After four years of hard labor and subsisting on starvation rations, he was released as a part of a prisoner exchange between Lithuania and the Soviet Union. from 1933 until 1940, He was appointed as ordinary of the Diocese of Kaišiadorys, Lithuania from 1933 until 1940. During that time he also traveled abroad, visiting Rome, the Holy Land, and the major Lithuanian parishes in the US. While in Chicago, he blessed the monument to the Lithuanian pilots, Steponas Darius and Stasys Girėnas, which was erected in Chicago’s Marquette Park and remains there to this day. He spent 18 months in the USA.
In the USA- 2nd from left

With the occupation of Lithuania by the Red Army in 1940, he faced further persecution. In December of 1946, he was arrested and imprisoned in the notorious Vladimir Prison and later exiled in Mordovia. He was eventually released in 1956 but was not allowed to resume his duties or even to return to his own diocese. He took up residence in Birštonas.

In 1957, he secretly consecrated Vincentas Sladkevičius bishop. For this “transgression,” the Soviets further exiled him to the town of Šeduva.

Pope  (St.) John XXIII bestowed the title of  Archbishop to Teofilius Matulionis in 1962 and also extended to him an invitation to attend the Second Vatican Council.

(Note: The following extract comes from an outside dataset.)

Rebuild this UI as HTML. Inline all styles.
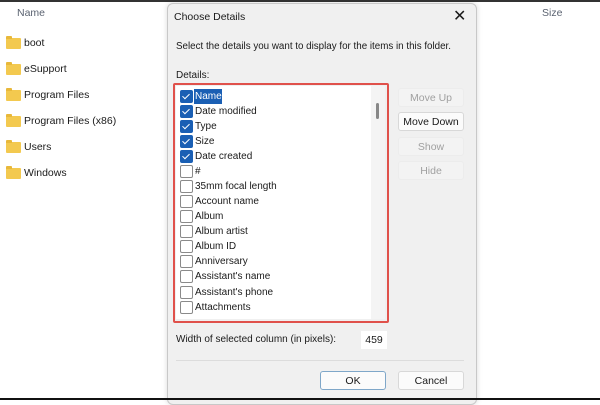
<!DOCTYPE html><html><head><style>
body{margin:0;width:600px;height:400px;background:#fff;position:relative;overflow:hidden;font-family:"Liberation Sans",sans-serif;color:#1a1a1a}
.a{position:absolute}
.f{font-size:10.5px}
.fold{position:absolute;left:6px;width:15px;height:11px;background:#f3c94f;border-radius:1px}
.fold:before{content:"";position:absolute;left:0;top:-2px;width:6px;height:3px;background:#e8b83a;border-radius:1px 1px 0 0}
.row{position:absolute;left:180px;font-size:10px;height:15px;line-height:15px}
.cb{position:absolute;left:0;top:2px;width:11px;height:11px;border:1px solid #8a8a8a;border-radius:2px;background:#fff}
.cb.on{background:#1a5fb4;border-color:#1a5fb4}
.cb.on:after{content:"";position:absolute;left:3px;top:1px;width:3px;height:6px;border:solid #fff;border-width:0 1px 1px 0;transform:rotate(45deg)}
.row span{position:absolute;left:15px;top:1px;white-space:nowrap}
.btn{position:absolute;width:66px;height:19px;line-height:19px;text-align:center;font-size:10.5px;border:1px solid #d8d8d8;background:#fbfbfb;border-radius:3px;box-sizing:border-box}
.dis{color:#a0a0a0;background:#f3f3f3;border-color:#ececec}
</style></head><body>
<div class="a" style="left:0;top:0;width:600px;height:2px;background:#333"></div>
<div class="a f" style="left:17px;top:7px;color:#5a6270">Name</div>
<div class="a f" style="left:542px;top:7px;color:#5a6270">Size</div>
<div class="fold" style="top:38px"></div><div class="a f" style="left:24px;top:37px">boot</div>
<div class="fold" style="top:64px"></div><div class="a f" style="left:24px;top:63px">eSupport</div>
<div class="fold" style="top:90px"></div><div class="a f" style="left:24px;top:89px">Program Files</div>
<div class="fold" style="top:116px"></div><div class="a f" style="left:24px;top:115px">Program Files (x86)</div>
<div class="fold" style="top:142px"></div><div class="a f" style="left:24px;top:141px">Users</div>
<div class="fold" style="top:168px"></div><div class="a f" style="left:24px;top:167px">Windows</div>
<div class="a" style="left:167px;top:3px;width:308px;height:400px;background:#f0f0f0;border:1px solid #c8c8c8;border-radius:6px;box-shadow:0 0 6px rgba(0,0,0,.15)"></div>
<div class="a f" style="left:174px;top:11px">Choose Details</div>
<div class="a" style="left:453px;top:6px;font-size:16px">✕</div>
<div class="a" style="left:176px;top:41px;font-size:9.8px">Select the details you want to display for the items in this folder.</div>
<div class="a" style="left:176px;top:70px;font-size:10px">Details:</div>
<div class="a" style="left:173px;top:83px;width:212px;height:236px;border:2px solid #e0514b;border-radius:2px"></div>
<div class="a" style="left:176px;top:86px;width:209px;height:233px;background:#fff;overflow:hidden">
<div class="a" style="left:195px;top:0;width:14px;height:233px;background:#f4f4f4"></div>
<div class="a" style="left:200px;top:17px;width:3px;height:16px;background:#888;border-radius:2px"></div>
</div>
<div class="a" style="left:194px;top:89px;width:28px;height:15px;background:#1a5fb4"></div>
<div class="row" style="top:88px"><div class="cb on"></div><span style="color:#fff">Name</span></div>
<div class="row" style="top:103px"><div class="cb on"></div><span>Date modified</span></div>
<div class="row" style="top:118px"><div class="cb on"></div><span>Type</span></div>
<div class="row" style="top:133px"><div class="cb on"></div><span>Size</span></div>
<div class="row" style="top:148px"><div class="cb on"></div><span>Date created</span></div>
<div class="row" style="top:163px"><div class="cb"></div><span>#</span></div>
<div class="row" style="top:178px"><div class="cb"></div><span>35mm focal length</span></div>
<div class="row" style="top:193px"><div class="cb"></div><span>Account name</span></div>
<div class="row" style="top:208px"><div class="cb"></div><span>Album</span></div>
<div class="row" style="top:223px"><div class="cb"></div><span>Album artist</span></div>
<div class="row" style="top:238px"><div class="cb"></div><span>Album ID</span></div>
<div class="row" style="top:253px"><div class="cb"></div><span>Anniversary</span></div>
<div class="row" style="top:268px"><div class="cb"></div><span>Assistant's name</span></div>
<div class="row" style="top:284px"><div class="cb"></div><span>Assistant's phone</span></div>
<div class="row" style="top:299px"><div class="cb"></div><span>Attachments</span></div>
<div class="btn dis" style="left:398px;top:88px">Move Up</div>
<div class="btn" style="left:398px;top:112px;color:#1a1a1a">Move Down</div>
<div class="btn dis" style="left:398px;top:137px">Show</div>
<div class="btn dis" style="left:398px;top:161px">Hide</div>
<div class="a" style="left:176px;top:334px;font-size:10px">Width of selected column (in pixels):</div>
<div class="a" style="left:361px;top:331px;width:26px;height:18px;background:#fff;font-size:10.5px;line-height:18px;text-align:center">459</div>
<div class="a" style="left:176px;top:360px;width:288px;height:1px;background:#dcdcdc"></div>
<div class="btn" style="left:320px;top:371px;border-color:#7fa7c9">OK</div>
<div class="btn" style="left:398px;top:371px">Cancel</div>
<div class="a" style="left:0;top:398px;width:600px;height:2px;background:#111"></div>
</body></html>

That same year, after a police raid of his apartment, Archbishop Matulionis died under suspicious circumstances. His remains were exhumed in 1999 and tests confirmed that he had been poisoned with a lethal injection.

 1895 (right)- with brother 
On December 1, 2016, Pope Francis declared that Archbishop Matulionis had died “in odium fidei” (in hatred of the faith) and thus approved the process of his beatification, allowing it to proceed. The miracle required for beatification is waived in cases of martyrdom, since martyrdom itself is deemed to be a miracle of grace.

Bl. Teofilius  is characterized by his especial loyalty to the Church. Although he  constantly faced  persecution, he never compromised his faith. He trusted in God and persisted in following God’s will, regardless of  the circumstances in which he was placed – prison, concentration camps, exile, his home diocese or abroad. He was a living example of the Christian faith for everyone.

In an April 13 pastoral message, the Lithuanian bishops' conference said Archbishop Matulionis had "lived the Easter message" and that he had consistently shown "peace, confidence and goodness," even to his persecutors.

The Prisoner

Archbishop Grusas said the martyred prelate had "offered up his sufferings for the conversion of Russia," while also "moving the church forward" by instructing clergy to remain with their flock even if it meant persecution and exile.  He suggested that Archbishop Matulionis invitation from the pope to attend Vatican II appeared to have been the "last straw" for Lithuania's Soviet rulers.

The last Lithuanian to be beatified, Bishop Jerzy Matulewicz-Matulaitis, who lived from 1871 to 1927 and was the founder of the Sisters of the Immaculate Conception, was declared blessed in Rome by St. John Paul II in 1987.

The church also is seeking the beatification of Bishop Vincentas Borisevicius, who was shot in 1946 for alleged links with underground fighters, and Archbishop Mecislovas Reinys who died in a Russian prison in 1953.

With Children 

Archbishop Grusas said, however, that beatifications had been delayed by a lack of canonically trained experts in the Lithuanian church following Soviet rule. He said with recent funding and technical support he hoped the cases of other martyrs could be brought forward.

"We're dealing with recent history, but as we rebuild our church, we're gaining the resources and expertise we need.”